* **The data**:
--- begin ---

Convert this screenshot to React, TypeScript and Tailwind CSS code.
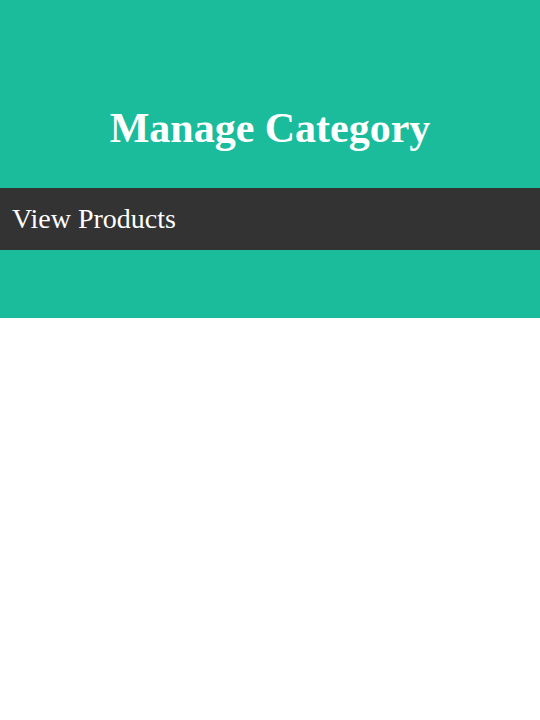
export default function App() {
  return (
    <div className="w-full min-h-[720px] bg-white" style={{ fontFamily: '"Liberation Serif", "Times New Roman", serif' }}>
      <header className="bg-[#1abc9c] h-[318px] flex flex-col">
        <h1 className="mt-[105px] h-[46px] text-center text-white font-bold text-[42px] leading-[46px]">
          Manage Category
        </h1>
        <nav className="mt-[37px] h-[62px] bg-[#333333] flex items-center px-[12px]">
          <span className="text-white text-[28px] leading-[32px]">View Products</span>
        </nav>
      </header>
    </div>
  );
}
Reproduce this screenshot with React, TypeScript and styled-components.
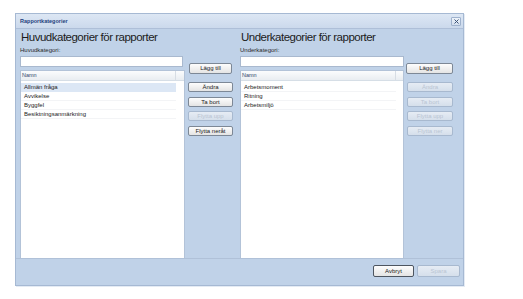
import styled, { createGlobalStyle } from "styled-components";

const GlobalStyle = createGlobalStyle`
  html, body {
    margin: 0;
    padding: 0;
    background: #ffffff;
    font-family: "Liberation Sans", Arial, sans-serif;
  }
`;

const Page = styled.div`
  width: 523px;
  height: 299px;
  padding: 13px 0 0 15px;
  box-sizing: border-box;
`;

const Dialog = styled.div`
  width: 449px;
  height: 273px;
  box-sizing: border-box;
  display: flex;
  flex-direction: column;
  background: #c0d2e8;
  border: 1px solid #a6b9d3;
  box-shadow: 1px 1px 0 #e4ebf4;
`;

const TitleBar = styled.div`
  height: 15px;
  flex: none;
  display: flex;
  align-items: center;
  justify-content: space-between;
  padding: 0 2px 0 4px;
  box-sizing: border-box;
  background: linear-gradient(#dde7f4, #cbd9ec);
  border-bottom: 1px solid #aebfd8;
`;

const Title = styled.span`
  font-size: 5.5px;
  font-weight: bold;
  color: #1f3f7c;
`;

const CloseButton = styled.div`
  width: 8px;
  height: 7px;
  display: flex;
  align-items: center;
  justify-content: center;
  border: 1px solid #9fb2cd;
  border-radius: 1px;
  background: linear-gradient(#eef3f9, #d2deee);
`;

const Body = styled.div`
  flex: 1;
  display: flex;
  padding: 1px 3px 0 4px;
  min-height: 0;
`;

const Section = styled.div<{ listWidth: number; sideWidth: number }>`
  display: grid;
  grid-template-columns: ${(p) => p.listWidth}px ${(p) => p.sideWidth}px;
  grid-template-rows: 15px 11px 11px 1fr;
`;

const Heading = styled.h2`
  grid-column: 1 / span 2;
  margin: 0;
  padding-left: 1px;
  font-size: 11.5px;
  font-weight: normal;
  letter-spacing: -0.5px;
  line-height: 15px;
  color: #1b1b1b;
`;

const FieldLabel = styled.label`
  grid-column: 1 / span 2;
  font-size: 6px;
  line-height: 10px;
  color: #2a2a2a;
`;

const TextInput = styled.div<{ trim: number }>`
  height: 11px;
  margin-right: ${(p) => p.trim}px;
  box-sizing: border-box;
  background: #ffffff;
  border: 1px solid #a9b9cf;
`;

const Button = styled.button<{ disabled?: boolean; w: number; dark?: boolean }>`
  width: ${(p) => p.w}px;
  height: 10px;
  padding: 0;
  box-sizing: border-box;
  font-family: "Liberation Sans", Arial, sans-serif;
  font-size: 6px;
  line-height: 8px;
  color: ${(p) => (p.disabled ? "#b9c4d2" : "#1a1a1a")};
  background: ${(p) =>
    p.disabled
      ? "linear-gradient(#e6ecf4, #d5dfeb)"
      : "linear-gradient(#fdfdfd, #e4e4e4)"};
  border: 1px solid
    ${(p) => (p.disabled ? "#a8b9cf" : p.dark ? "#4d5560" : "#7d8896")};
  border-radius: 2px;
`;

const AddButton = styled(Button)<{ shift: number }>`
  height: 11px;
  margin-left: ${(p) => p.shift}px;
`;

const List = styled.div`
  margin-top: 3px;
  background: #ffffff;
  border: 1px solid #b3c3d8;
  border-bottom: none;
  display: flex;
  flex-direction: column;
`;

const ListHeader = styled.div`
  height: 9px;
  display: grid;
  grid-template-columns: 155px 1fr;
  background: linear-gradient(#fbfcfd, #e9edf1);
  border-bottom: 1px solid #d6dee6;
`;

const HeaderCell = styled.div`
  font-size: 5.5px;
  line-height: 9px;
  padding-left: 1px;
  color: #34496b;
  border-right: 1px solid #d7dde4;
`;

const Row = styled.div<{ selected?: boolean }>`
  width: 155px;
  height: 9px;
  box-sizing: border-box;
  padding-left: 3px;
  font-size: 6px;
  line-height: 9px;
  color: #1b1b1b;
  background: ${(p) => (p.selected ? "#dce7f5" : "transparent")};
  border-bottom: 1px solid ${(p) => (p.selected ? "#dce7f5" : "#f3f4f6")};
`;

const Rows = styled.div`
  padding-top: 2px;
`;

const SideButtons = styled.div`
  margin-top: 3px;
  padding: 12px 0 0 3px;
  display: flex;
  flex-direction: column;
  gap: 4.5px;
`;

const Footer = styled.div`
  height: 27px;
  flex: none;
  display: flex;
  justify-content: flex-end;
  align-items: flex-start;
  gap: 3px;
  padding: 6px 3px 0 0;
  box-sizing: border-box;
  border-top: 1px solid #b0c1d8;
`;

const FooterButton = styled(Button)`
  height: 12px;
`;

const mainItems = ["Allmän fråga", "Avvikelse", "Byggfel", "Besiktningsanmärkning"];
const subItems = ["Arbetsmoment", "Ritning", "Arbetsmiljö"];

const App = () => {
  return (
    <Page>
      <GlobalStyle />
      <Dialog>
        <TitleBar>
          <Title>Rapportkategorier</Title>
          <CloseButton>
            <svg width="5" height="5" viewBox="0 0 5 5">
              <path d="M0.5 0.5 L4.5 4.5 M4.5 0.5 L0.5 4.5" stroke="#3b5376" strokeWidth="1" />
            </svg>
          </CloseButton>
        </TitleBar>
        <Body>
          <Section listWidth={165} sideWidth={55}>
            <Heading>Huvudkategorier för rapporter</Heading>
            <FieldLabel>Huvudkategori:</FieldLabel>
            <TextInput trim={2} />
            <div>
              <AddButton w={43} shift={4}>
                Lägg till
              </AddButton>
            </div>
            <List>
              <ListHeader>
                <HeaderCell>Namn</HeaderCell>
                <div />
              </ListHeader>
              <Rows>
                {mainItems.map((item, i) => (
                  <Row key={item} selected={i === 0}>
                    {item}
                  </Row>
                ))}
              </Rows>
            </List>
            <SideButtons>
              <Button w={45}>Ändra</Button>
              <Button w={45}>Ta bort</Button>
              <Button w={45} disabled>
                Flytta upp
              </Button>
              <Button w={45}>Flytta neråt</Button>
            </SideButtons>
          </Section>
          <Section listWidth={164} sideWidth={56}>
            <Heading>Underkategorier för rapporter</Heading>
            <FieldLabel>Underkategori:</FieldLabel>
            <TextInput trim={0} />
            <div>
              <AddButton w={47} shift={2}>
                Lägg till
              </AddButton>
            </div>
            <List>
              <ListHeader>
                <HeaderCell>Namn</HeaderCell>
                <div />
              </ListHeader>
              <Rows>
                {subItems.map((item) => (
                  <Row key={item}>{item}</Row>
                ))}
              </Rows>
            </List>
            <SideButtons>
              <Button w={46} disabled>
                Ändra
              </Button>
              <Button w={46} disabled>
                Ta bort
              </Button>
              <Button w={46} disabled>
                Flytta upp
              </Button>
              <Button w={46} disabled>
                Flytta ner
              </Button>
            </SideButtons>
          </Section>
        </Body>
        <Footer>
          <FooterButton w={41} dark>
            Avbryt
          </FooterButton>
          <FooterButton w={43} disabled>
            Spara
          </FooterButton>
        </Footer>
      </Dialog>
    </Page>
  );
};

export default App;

--- end ---

* **Short task**: Print the entries above exactly, taking out only the pictures.

* **Reply**:
Convert this screenshot to React, TypeScript and Tailwind CSS code.
export default function App() {
  return (
    <div className="w-full min-h-[720px] bg-white" style={{ fontFamily: '"Liberation Serif", "Times New Roman", serif' }}>
      <header className="bg-[#1abc9c] h-[318px] flex flex-col">
        <h1 className="mt-[105px] h-[46px] text-center text-white font-bold text-[42px] leading-[46px]">
          Manage Category
        </h1>
        <nav className="mt-[37px] h-[62px] bg-[#333333] flex items-center px-[12px]">
          <span className="text-white text-[28px] leading-[32px]">View Products</span>
        </nav>
      </header>
    </div>
  );
}
Reproduce this screenshot with React, TypeScript and styled-components.
import styled, { createGlobalStyle } from "styled-components";

const GlobalStyle = createGlobalStyle`
  html, body {
    margin: 0;
    padding: 0;
    background: #ffffff;
    font-family: "Liberation Sans", Arial, sans-serif;
  }
`;

const Page = styled.div`
  width: 523px;
  height: 299px;
  padding: 13px 0 0 15px;
  box-sizing: border-box;
`;

const Dialog = styled.div`
  width: 449px;
  height: 273px;
  box-sizing: border-box;
  display: flex;
  flex-direction: column;
  background: #c0d2e8;
  border: 1px solid #a6b9d3;
  box-shadow: 1px 1px 0 #e4ebf4;
`;

const TitleBar = styled.div`
  height: 15px;
  flex: none;
  display: flex;
  align-items: center;
  justify-content: space-between;
  padding: 0 2px 0 4px;
  box-sizing: border-box;
  background: linear-gradient(#dde7f4, #cbd9ec);
  border-bottom: 1px solid #aebfd8;
`;

const Title = styled.span`
  font-size: 5.5px;
  font-weight: bold;
  color: #1f3f7c;
`;

const CloseButton = styled.div`
  width: 8px;
  height: 7px;
  display: flex;
  align-items: center;
  justify-content: center;
  border: 1px solid #9fb2cd;
  border-radius: 1px;
  background: linear-gradient(#eef3f9, #d2deee);
`;

const Body = styled.div`
  flex: 1;
  display: flex;
  padding: 1px 3px 0 4px;
  min-height: 0;
`;

const Section = styled.div<{ listWidth: number; sideWidth: number }>`
  display: grid;
  grid-template-columns: ${(p) => p.listWidth}px ${(p) => p.sideWidth}px;
  grid-template-rows: 15px 11px 11px 1fr;
`;

const Heading = styled.h2`
  grid-column: 1 / span 2;
  margin: 0;
  padding-left: 1px;
  font-size: 11.5px;
  font-weight: normal;
  letter-spacing: -0.5px;
  line-height: 15px;
  color: #1b1b1b;
`;

const FieldLabel = styled.label`
  grid-column: 1 / span 2;
  font-size: 6px;
  line-height: 10px;
  color: #2a2a2a;
`;

const TextInput = styled.div<{ trim: number }>`
  height: 11px;
  margin-right: ${(p) => p.trim}px;
  box-sizing: border-box;
  background: #ffffff;
  border: 1px solid #a9b9cf;
`;

const Button = styled.button<{ disabled?: boolean; w: number; dark?: boolean }>`
  width: ${(p) => p.w}px;
  height: 10px;
  padding: 0;
  box-sizing: border-box;
  font-family: "Liberation Sans", Arial, sans-serif;
  font-size: 6px;
  line-height: 8px;
  color: ${(p) => (p.disabled ? "#b9c4d2" : "#1a1a1a")};
  background: ${(p) =>
    p.disabled
      ? "linear-gradient(#e6ecf4, #d5dfeb)"
      : "linear-gradient(#fdfdfd, #e4e4e4)"};
  border: 1px solid
    ${(p) => (p.disabled ? "#a8b9cf" : p.dark ? "#4d5560" : "#7d8896")};
  border-radius: 2px;
`;

const AddButton = styled(Button)<{ shift: number }>`
  height: 11px;
  margin-left: ${(p) => p.shift}px;
`;

const List = styled.div`
  margin-top: 3px;
  background: #ffffff;
  border: 1px solid #b3c3d8;
  border-bottom: none;
  display: flex;
  flex-direction: column;
`;

const ListHeader = styled.div`
  height: 9px;
  display: grid;
  grid-template-columns: 155px 1fr;
  background: linear-gradient(#fbfcfd, #e9edf1);
  border-bottom: 1px solid #d6dee6;
`;

const HeaderCell = styled.div`
  font-size: 5.5px;
  line-height: 9px;
  padding-left: 1px;
  color: #34496b;
  border-right: 1px solid #d7dde4;
`;

const Row = styled.div<{ selected?: boolean }>`
  width: 155px;
  height: 9px;
  box-sizing: border-box;
  padding-left: 3px;
  font-size: 6px;
  line-height: 9px;
  color: #1b1b1b;
  background: ${(p) => (p.selected ? "#dce7f5" : "transparent")};
  border-bottom: 1px solid ${(p) => (p.selected ? "#dce7f5" : "#f3f4f6")};
`;

const Rows = styled.div`
  padding-top: 2px;
`;

const SideButtons = styled.div`
  margin-top: 3px;
  padding: 12px 0 0 3px;
  display: flex;
  flex-direction: column;
  gap: 4.5px;
`;

const Footer = styled.div`
  height: 27px;
  flex: none;
  display: flex;
  justify-content: flex-end;
  align-items: flex-start;
  gap: 3px;
  padding: 6px 3px 0 0;
  box-sizing: border-box;
  border-top: 1px solid #b0c1d8;
`;

const FooterButton = styled(Button)`
  height: 12px;
`;

const mainItems = ["Allmän fråga", "Avvikelse", "Byggfel", "Besiktningsanmärkning"];
const subItems = ["Arbetsmoment", "Ritning", "Arbetsmiljö"];

const App = () => {
  return (
    <Page>
      <GlobalStyle />
      <Dialog>
        <TitleBar>
          <Title>Rapportkategorier</Title>
          <CloseButton>
            <svg width="5" height="5" viewBox="0 0 5 5">
              <path d="M0.5 0.5 L4.5 4.5 M4.5 0.5 L0.5 4.5" stroke="#3b5376" strokeWidth="1" />
            </svg>
          </CloseButton>
        </TitleBar>
        <Body>
          <Section listWidth={165} sideWidth={55}>
            <Heading>Huvudkategorier för rapporter</Heading>
            <FieldLabel>Huvudkategori:</FieldLabel>
            <TextInput trim={2} />
            <div>
              <AddButton w={43} shift={4}>
                Lägg till
              </AddButton>
            </div>
            <List>
              <ListHeader>
                <HeaderCell>Namn</HeaderCell>
                <div />
              </ListHeader>
              <Rows>
                {mainItems.map((item, i) => (
                  <Row key={item} selected={i === 0}>
                    {item}
                  </Row>
                ))}
              </Rows>
            </List>
            <SideButtons>
              <Button w={45}>Ändra</Button>
              <Button w={45}>Ta bort</Button>
              <Button w={45} disabled>
                Flytta upp
              </Button>
              <Button w={45}>Flytta neråt</Button>
            </SideButtons>
          </Section>
          <Section listWidth={164} sideWidth={56}>
            <Heading>Underkategorier för rapporter</Heading>
            <FieldLabel>Underkategori:</FieldLabel>
            <TextInput trim={0} />
            <div>
              <AddButton w={47} shift={2}>
                Lägg till
              </AddButton>
            </div>
            <List>
              <ListHeader>
                <HeaderCell>Namn</HeaderCell>
                <div />
              </ListHeader>
              <Rows>
                {subItems.map((item) => (
                  <Row key={item}>{item}</Row>
                ))}
              </Rows>
            </List>
            <SideButtons>
              <Button w={46} disabled>
                Ändra
              </Button>
              <Button w={46} disabled>
                Ta bort
              </Button>
              <Button w={46} disabled>
                Flytta upp
              </Button>
              <Button w={46} disabled>
                Flytta ner
              </Button>
            </SideButtons>
          </Section>
        </Body>
        <Footer>
          <FooterButton w={41} dark>
            Avbryt
          </FooterButton>
          <FooterButton w={43} disabled>
            Spara
          </FooterButton>
        </Footer>
      </Dialog>
    </Page>
  );
};

export default App;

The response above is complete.